For the balance scale rules, see the old counterfeit masses puzzle. These constant balance scale problems and total lack of hat problems are making me want to rename the blog "Standard Balance Scale Rules Apply".

All Drunk

So, whats the solution to running out of interesting puzzles? Stop posting. I guess the other solution is to post non-interesting puzzles, or possibly interesting non-puzzles, but that seems like so much more work than not posting at all. Anyway, I guess one should post the solution to the drinking game puzzle from last time.

First of all, it is obvious that Alice can get a 1/2-1/2 split with Bob if she wants, so the only question is if she can do any better than that. Bob being forced to drink from the bottle at least once is a disadvantage for him, if not for that rule it is clear that the optimal strategy is 1/2-1/2 in general. Since Bob being forced to drink from the bottle is a disadvantage, we can assume he will try to get rid of that, specifically if the bottle ever has less poison than the cup, Bob will immediately drink from the bottle and the remaining bottles will get split 1/2-1/2.

As soon as Bob has drank from the bottle, the remaining bottles get split 1/2-1/2. If we get to the last bottle and Bob has not yet drank from the bottle, Alice will do a 1-0 split, forcing Bob to drink all of the poison in the bottle. Thus, if there are two bottles left, let us assume Alice does an x-y split (x>y and x is the amount in the bottle). If Bob choses x, he will have free choice on the next one and in the end Bob will have drank x+1/2 and Alice will have drank y+1/2. If Bob choses y, Alice will be able to force him to drink all of the last bottle and so Bob will drink y+1 and Alice will drink x. Bob will see this coming and choose whichever one is lower, so Alice does best to make them equal.
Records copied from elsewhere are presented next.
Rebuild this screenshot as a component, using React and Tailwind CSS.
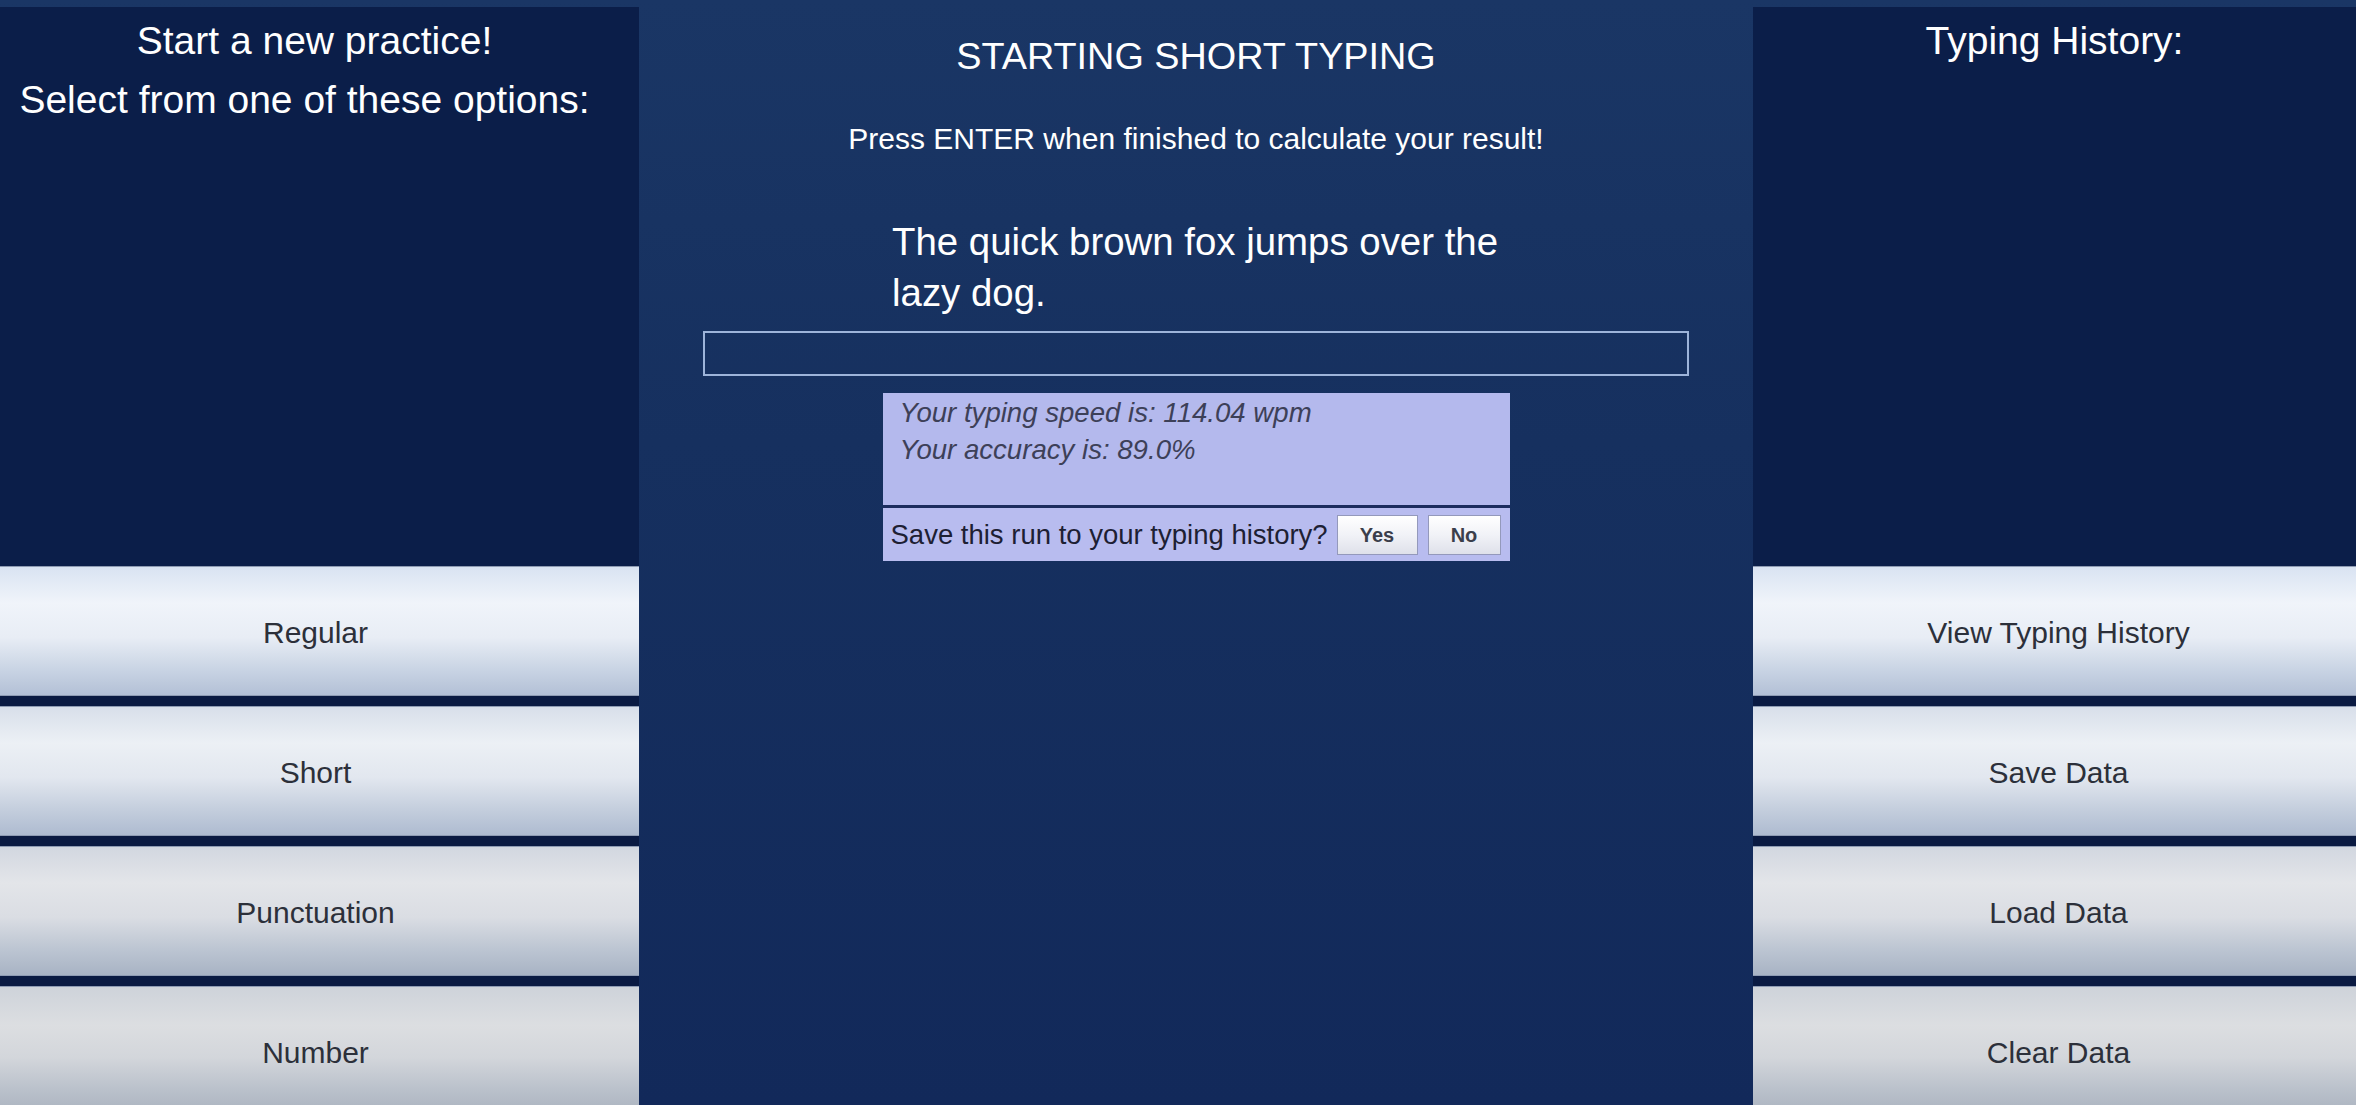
const FONT = "font-['Liberation_Sans',Arial,sans-serif]";

const LEFT_OPTIONS = ['Regular', 'Short', 'Punctuation', 'Number'];
const RIGHT_OPTIONS = ['View Typing History', 'Save Data', 'Load Data', 'Clear Data'];

// each row gets a little greyer further down, like the reference
const BUTTON_SHADES = [
  'bg-[linear-gradient(180deg,#d9e3f2_0%,#f0f4fa_28%,#e8edf5_55%,#c9d4e4_80%,#b3c0d6_100%)]',
  'bg-[linear-gradient(180deg,#d8dfea_0%,#ecf0f5_28%,#e2e7ef_55%,#c4cedd_80%,#aebbd0_100%)]',
  'bg-[linear-gradient(180deg,#d2d7e0_0%,#e3e5e9_28%,#dadde3_55%,#bcc5d2_80%,#a8b3c4_100%)]',
  'bg-[linear-gradient(180deg,#ced3da_0%,#dcdee1_30%,#d3d6db_55%,#bac1cb_80%,#aab2bf_100%)]',
];

function OptionButton({ label, shade, shift }) {
  return (
    <button
      className={`h-[130px] w-full shrink-0 border-y border-[#8e9bb3] pt-[2px] ${shift} ${shade} text-[30px] text-[#2c303a] ${FONT}`}
    >
      {label}
    </button>
  );
}

function SidePanel({ title, subtitle, options, shift, titleShift }) {
  return (
    <div className="mt-[7px] flex flex-col bg-[#0b1e49]">
      <div className="h-[559px] pt-[4px] text-center text-[39px] leading-[59px] text-white">
        <div className={`${titleShift} ${FONT}`}>{title}</div>
        {subtitle && <div className={`pr-[30px] ${FONT}`}>{subtitle}</div>}
      </div>
      <div className="flex flex-col gap-[10px] bg-[#0a1a42]">
        {options.map((label, i) => (
          <OptionButton key={label} label={label} shade={BUTTON_SHADES[i]} shift={shift} />
        ))}
      </div>
    </div>
  );
}

function SmallButton({ children, width }) {
  return (
    <button
      className={`${width} h-[40px] border border-[#9499bb] bg-[linear-gradient(180deg,#ffffff_0%,#f1f2f7_50%,#dfe1ea_100%)] text-[20px] font-bold text-[#3b3e4b] ${FONT}`}
    >
      {children}
    </button>
  );
}

export default function App() {
  return (
    <div className={`flex h-[1105px] w-full overflow-hidden bg-[linear-gradient(180deg,#1a3665_0%,#16305f_40%,#12295a_100%)] ${FONT}`}>
      <div className="w-[639px] shrink-0">
        <SidePanel
          title="Start a new practice!"
          subtitle="Select from one of these options:"
          options={LEFT_OPTIONS}
          shift="pr-[8px]"
          titleShift="pr-[10px]"
        />
      </div>

      <div className="flex flex-1 flex-col items-center pt-[34px] text-white">
        <div className="text-[37.8px] leading-[44px]">STARTING SHORT TYPING</div>
        <div className="mt-[43px] text-[30px] leading-[36px]">
          Press ENTER when finished to calculate your result!
        </div>
        <div className="mt-[59px] w-[620px] pl-[6px] text-[38.4px] leading-[51px]">
          The quick brown fox jumps over the lazy dog.
        </div>
        <input
          type="text"
          className="mt-[13px] h-[45px] w-[986px] border-2 border-[#9db4da] bg-transparent outline-none"
        />
        <div className="mt-[17px] w-[627px] bg-[#b4b9ed]">
          <div className="h-[112px] px-[17px] pt-[1px] text-[27.6px] italic leading-[37px] text-[#3d4058]">
            <div>Your typing speed is: 114.04 wpm</div>
            <div>Your accuracy is: 89.0%</div>
          </div>
          <div className="flex h-[56px] items-center justify-between border-t-[3px] border-[#1c2c5e] bg-[#b8bcef] pl-[8px] pr-[9px]">
            <span className="text-[27.5px] text-[#1d2033]">Save this run to your typing history?</span>
            <div className="flex gap-[10px]">
              <SmallButton width="w-[81px]">Yes</SmallButton>
              <SmallButton width="w-[73px]">No</SmallButton>
            </div>
          </div>
        </div>
      </div>

      <div className="w-[603px] shrink-0">
        <SidePanel title="Typing History:" options={RIGHT_OPTIONS} shift="pl-[8px]" titleShift="" />
      </div>
    </div>
  );
}
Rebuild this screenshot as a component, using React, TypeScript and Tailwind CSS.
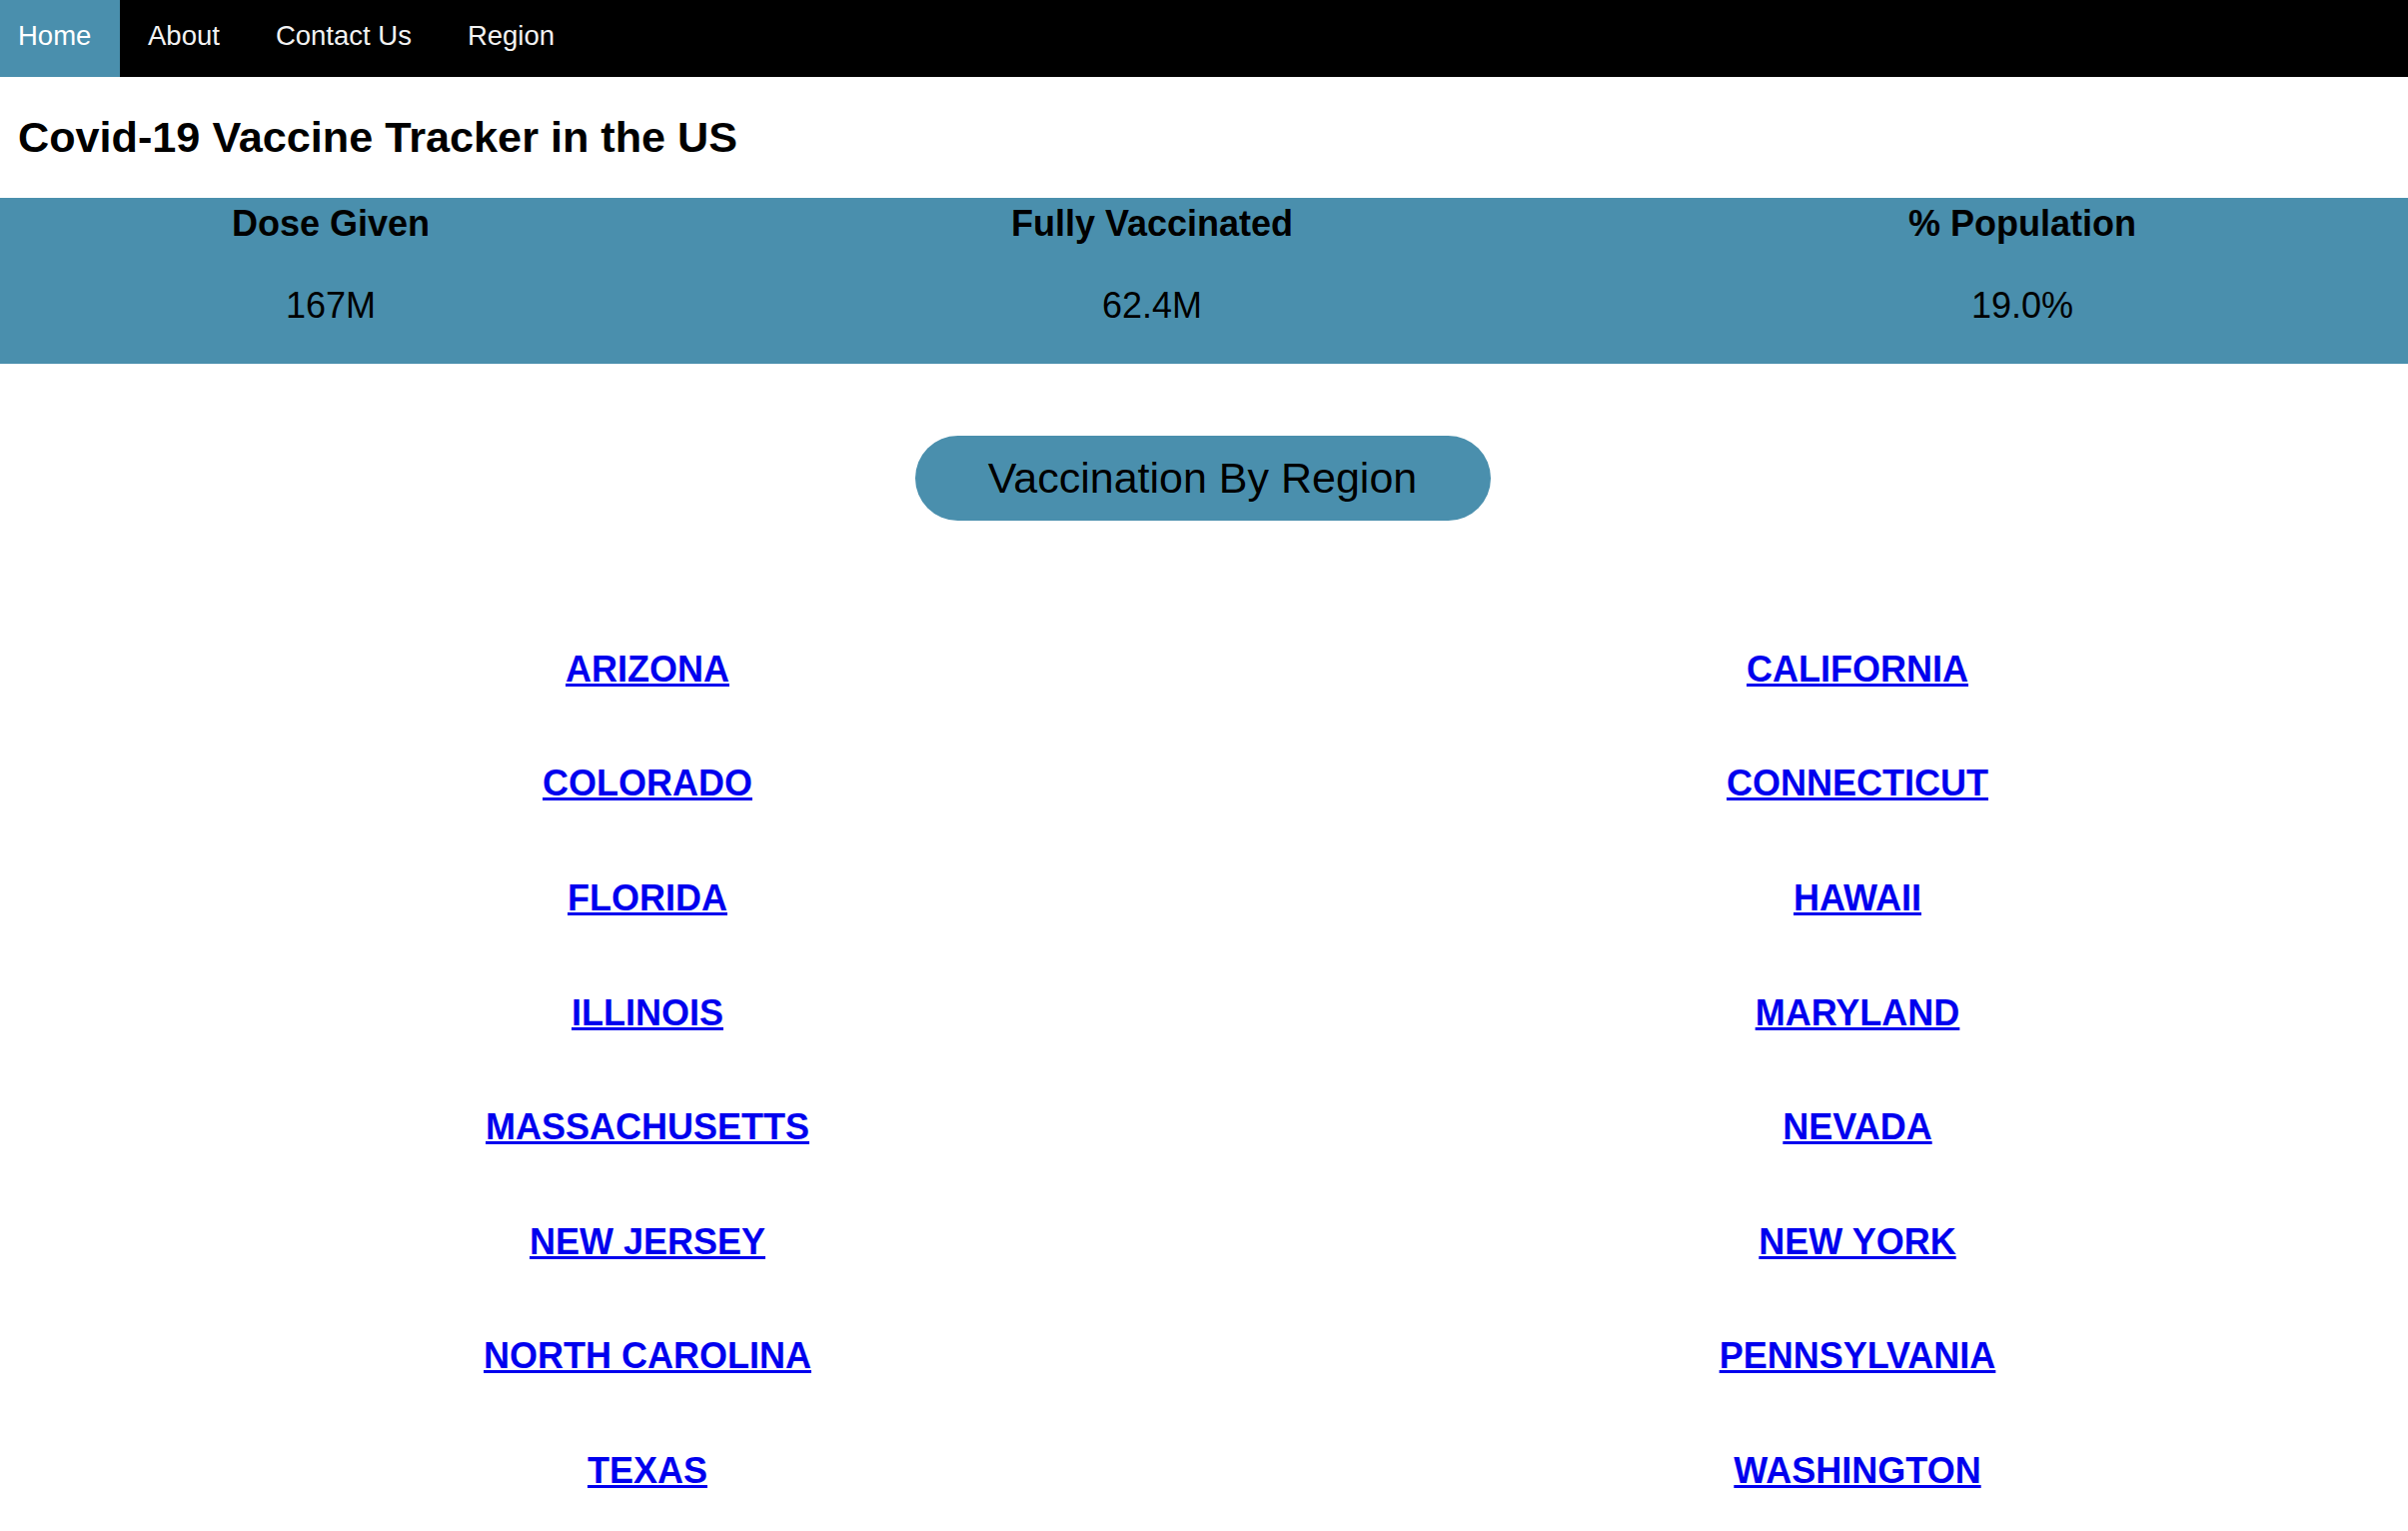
const navItems = ["Home", "About", "Contact Us", "Region"];

const stats = [
  { label: "Dose Given", value: "167M", width: "w-[662px]" },
  { label: "Fully Vaccinated", value: "62.4M", width: "w-[982px]" },
  { label: "% Population", value: "19.0%", width: "w-[760px]" },
];

const regions = [
  ["ARIZONA", "CALIFORNIA"],
  ["COLORADO", "CONNECTICUT"],
  ["FLORIDA", "HAWAII"],
  ["ILLINOIS", "MARYLAND"],
  ["MASSACHUSETTS", "NEVADA"],
  ["NEW JERSEY", "NEW YORK"],
  ["NORTH CAROLINA", "PENNSYLVANIA"],
  ["TEXAS", "WASHINGTON"],
];

const App = () => {
  return (
    <div className="min-h-screen bg-white font-['Liberation_Sans',Arial,sans-serif] text-black">
      <nav className="flex h-[77px] bg-black">
        {navItems.map((item, i) => (
          <a
            key={item}
            href="#"
            className={`h-full pt-[20px] text-[27.5px] leading-[31px] text-[#f2f2f2] ${
              i === 0 ? "w-[120px] bg-[#4a8fad] pl-[18px] text-white" : "px-[28px]"
            }`}
          >
            {item}
          </a>
        ))}
      </nav>

      <h1 className="mt-[36px] pl-[18px] text-[43.2px] font-bold leading-[49px]">
        Covid-19 Vaccine Tracker in the US
      </h1>

      <div className="mt-[36px] flex h-[166px] bg-[#4a8fad]">
        {stats.map((s) => (
          <div key={s.label} className={`${s.width} flex flex-col items-center pt-[5px]`}>
            <div className="text-[36px] font-bold leading-[41px]">{s.label}</div>
            <div className="mt-[41px] text-[36px] leading-[41px]">{s.value}</div>
          </div>
        ))}
      </div>

      <div className="mt-[72px] flex justify-center">
        <button className="ml-[-3px] h-[85px] w-[576px] rounded-full bg-[#4a8fad] text-[43px] leading-[49px] text-black">
          Vaccination By Region
        </button>
      </div>

      <div className="mt-[91px] grid grid-cols-[1296px_1fr] pb-[4px]">
        {regions.map((row) =>
          row.map((name, j) => (
            <div
              key={name}
              className={`flex h-[114.6px] items-center justify-center ${j === 1 ? "pl-[12px]" : ""}`}
            >
              <a href="#" className="text-[36px] font-bold leading-[41px] text-[#0000ee] underline">
                {name}
              </a>
            </div>
          ))
        )}
      </div>
    </div>
  );
};

export default App;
We have x+1/2=y+1 and x+y=1, so we get x=3/4 y=1/4, so if there are two bottles left and Bob must still drink from a bottle once, Alice splits 3/4-1/4 and forces Bob to drink 5/4. Obviously if there are two bottles left and Bob does not have to drink from a bottle, then Bob drinks half of each of the remaining bottles for a total of 1.

Now, if there are three bottles left and Bob must drink from the bottle once (the original problem), then Alice splits the first bottle x-y (x>y and x the bottle) and Bob can select either x+1 or y+5/4. Setting those equal and using x+y=1 we get x=5/8 y=3/8. So Alice divides up the first bottle 5/8-3/8 and forces Bob to drink 13/8 in total, whereas Alice only drinks 11/8.